DRD1 and DRD2 expression is upregulated in dysmorphic neurons in FCD type 2b cortical areas of paediatric and adult patients. (A) Representative images of FISH for DRD1 (left) and DRD2 (right) in control and FCD type 2b (FCDIIB) areas of adult frontal and parietal cortex. Scale bar = 20 μm. (B) Expression analysis of DRD1 and DRD2 mRNA in paediatric human FCD specimen. Quantified cells for DRD1: 105 NeuN, 39 NeuN only, 26 NeuN SMI32 (+). DRD2: 110 NeuN, 37 NeuN only, 31 NeuN SMI32 (+). (C) Expression analysis of DRD1 and DRD2 mRNA in adult human FCD type 2b specimen.
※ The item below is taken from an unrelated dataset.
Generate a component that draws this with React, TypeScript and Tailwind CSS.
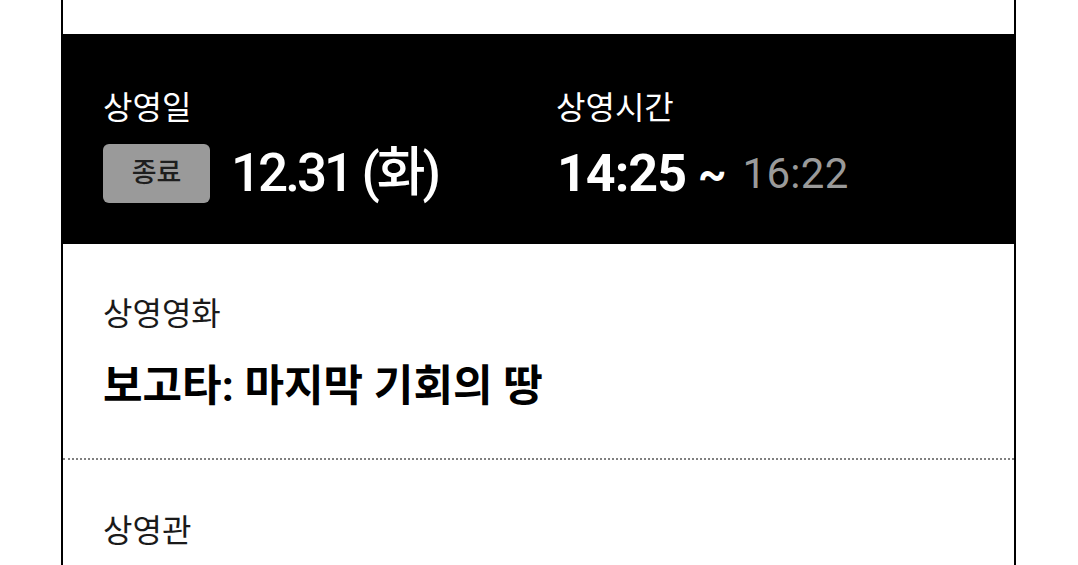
// App.tsx — screening ticket detail card

const font = "font-['Roboto','Noto_Sans_CJK_KR',sans-serif]";

export default function App() {
  return (
    <div className={`min-h-screen bg-white ${font}`}>
      <div className="w-[955px] ml-[61px] border-x-2 border-black">
        <div className="h-[34px]" />

        {/* date / time band */}
        <div className="bg-black h-[210px] pt-[54px] pl-[40px] flex">
          <div className="w-[454px] flex flex-col">
            <p className="text-white text-[32px] leading-[40px]">상영일</p>
            <div className="mt-[16px] flex items-center h-[59px]">
              <span className="w-[107px] h-[59px] rounded-md bg-[#9a9a9a] text-[#1e1e1e] text-[27px] font-medium flex items-center justify-center">
                종료
              </span>
              <span className="ml-[21px] text-white text-[53px] font-medium tracking-[-3px] leading-none">
                12.31 (화)
              </span>
            </div>
          </div>
          <div className="flex flex-col">
            <p className="text-white text-[32px] leading-[40px] -ml-[1px]">상영시간</p>
            <div className="mt-[16px] flex items-center h-[59px] leading-none">
              <span className="text-white text-[52px] font-bold tracking-[-1px]">14:25</span>
              <span className="ml-[12px] text-white text-[44px] font-bold">~</span>
              <span className="ml-[16px] text-[#9a9a9a] text-[42px] tracking-[0.3px]">16:22</span>
            </div>
          </div>
        </div>

        {/* movie */}
        <div className="px-[40px] pt-[50px] pb-[44px] border-b-2 border-dotted border-[#808080]">
          <p className="text-[#1a1a1a] text-[32px] leading-[40px]">상영영화</p>
          <h2 className="mt-[24px] text-black text-[43px] font-bold leading-[56px]">
            보고타: 마지막 기회의 땅
          </h2>
        </div>

        {/* theater */}
        <div className="px-[40px] pt-[51px] pb-[40px]">
          <p className="text-[#1a1a1a] text-[32px] leading-[40px]">상영관</p>
        </div>
      </div>
    </div>
  );
}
Quantified cells for DRD1: 213 NeuN, 101 NeuN only, 42 NeuN SMI32 (+). DRD2: 289 NeuN, 100 NeuN only, 38 NeuN SMI32 (+). n = 3 specimen for paediatric and for adult patients, one-way ANOVA with repeated measures followed by Tukey's test for multiple comparisons between groups. The data signs in the box plots represent the mean puncta/cell expression for each biological replicate, while the median value is indicated by the horizontal line within the box plot. Symbols: filled downward triangle, filled upward triangle = frontal cortex; filled circle = parietal cortex. DRD1 = dopamine receptor D1; DRD2 = dopamine receptor D2; FCD = focal cortical dysplasia; FISH = multiplex fluorescent in situ hybridization; NeuN = neuronal nuclei marker; SMI32 = neurofilament H (antibody clone SMI32).